How to Write your Narrative Commentary NARRATIVE WRITING

How to Write your Narrative Commentary

This is the description of the Narrative task from the Examiners:

NARRATIVE WRITING

For preparation, students should undertake the following stages in order to prepare for the writing task. These stages are not part of the assessment and these materials do not need to be submitted.

?Research a variety of audiences and choose one for your writing. ?Record self or other recounting story/anecdote. ?Make note outline of sequence of events, etc. ?Compare with schema re oral narratives (Labov, Woolfson, etc). ?Study some written narratives re perspective, point of view, plot, chronology, etc. ?Produce at least two written drafts, experimenting with different narrative techniques.

For assessment:

1 Write up the final version of the narrative.

2 Write a commentary explaining techniques used to convey desired effects. You should explain your choices and how they match your audience expectation.

You'll note that it is not compulsory to submit the preparatory material. In fact, it is advisable to submit the original anecdote, simply so the Moderator can see what has gone into the creative process. What are compulsory, and should figure in your Commentary are the following:

a) a comparison between the anecdote and oral narrative structures (you've already done this with Labov, but you could choose another one as well); b) an account of which models of narrative (i.e. examples of published literary stories, fairy tales, myths, etc.) you were influenced by, and how genre was a factor in your choice; c) how your anecdote and narrative models compare with your completed Narrative (flagged up as a weakness in last year's Moderator's Report); d) techniques of composition you used, such as switching from third to first person, though be careful when talking about literary techniques such as metaphor that you relate them to linguistic theories. You can mention rhetorical techniques here, but best save them for the Scripted Presentation. e) relevant linguistic theories relating to narrative (Grice, etc.) f) Finally you have to evaluate your Narrative--how well you think the conversion from anecdote went, how it stood up to its models, what its intended audience was and how well it met its intended readers' needs. If you could rewrite it, how could it have been improved?

As you'll see, 500 words are inadequate for an extended commentary, and this is more than anything else an exercise expressing yourself succinctly, concisely and precisely.

How is it marked?

Your coursework is marked out of 80: there are 30 marks each for the Narrative and the Scripted Presentation. The Narrative gets 5 marks for AO1 ("Writes fluently and confidently to produce coherent, controlled texts")--spelling, punctuation, grammar must be perfect here. It also gets 5 marks for AO2 ("Perceptive understanding of concepts and theories relevant to the construction of meanings...use of perspective, chronology etc.")--this is your technique (flashbacks, twists, paragraph manipulation, etc.) The lion's share of marks for the Narrative, though, is for AO4. This has two prongs:

Produces highly effective text, indicated by: ?perceptive use of genre conventions, eg original use of a variety of narrative techniques to transform original spoken version ?informed choice of style and structure to suit clearly differentiated purposes and audiences, eg thoughtful choice of style and structure to achieve ambitious purposes and audience

You might think all the above boils down to writing well, and this is not far from the truth. You must not have any technical errors (in spelling, punctuation and grammar) and your story has to be a professional one--good enough to publish. But there you also have to show that you are consciously using what you have learned from linguistic study, and this is not always easy.

So, the Commentary?

The mark of 20 is averaged over the two tasks, since you write a commentary for each. Now this doesn't sound a lot, but the Commentary for the Narrative provides important evidence that your Narrative is informed by linguistic study, so it must not be skimped over or written In a rush. Without exception, those students who did that last year did not meet their target grade.

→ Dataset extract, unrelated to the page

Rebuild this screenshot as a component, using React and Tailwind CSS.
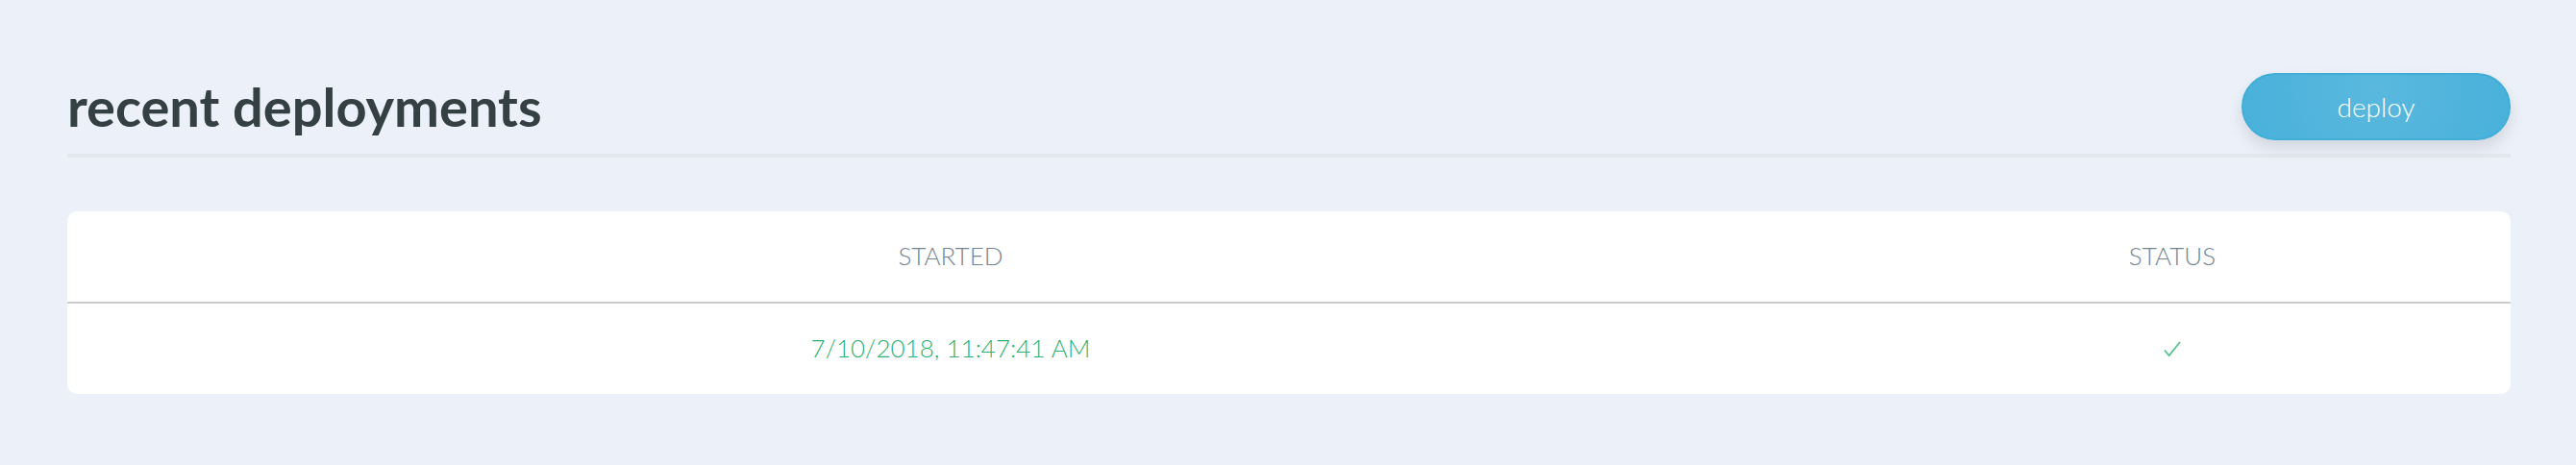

The Commentary is marked purely for AO1 and AO2. This again means it must be perfect in spelling, punctuation and grammar, but it also must touch on the key concepts of linguistics and use the technical terms you have learnt--from grammar, rhetoric, discourse, pragmatics etc. For AO2 you must explain and evaluate the impact linguistic choices in both the texts which inspired you (your models, not your anecdote) and your own Narrative.

If all this sounds difficult in 500 words, it is, and caused more problems in the coursework last year than anything else. You have to be prepared to dedicate a considerable amount of time to it, and redraft, redraft, redraft. You'll be much better writers at the end of it.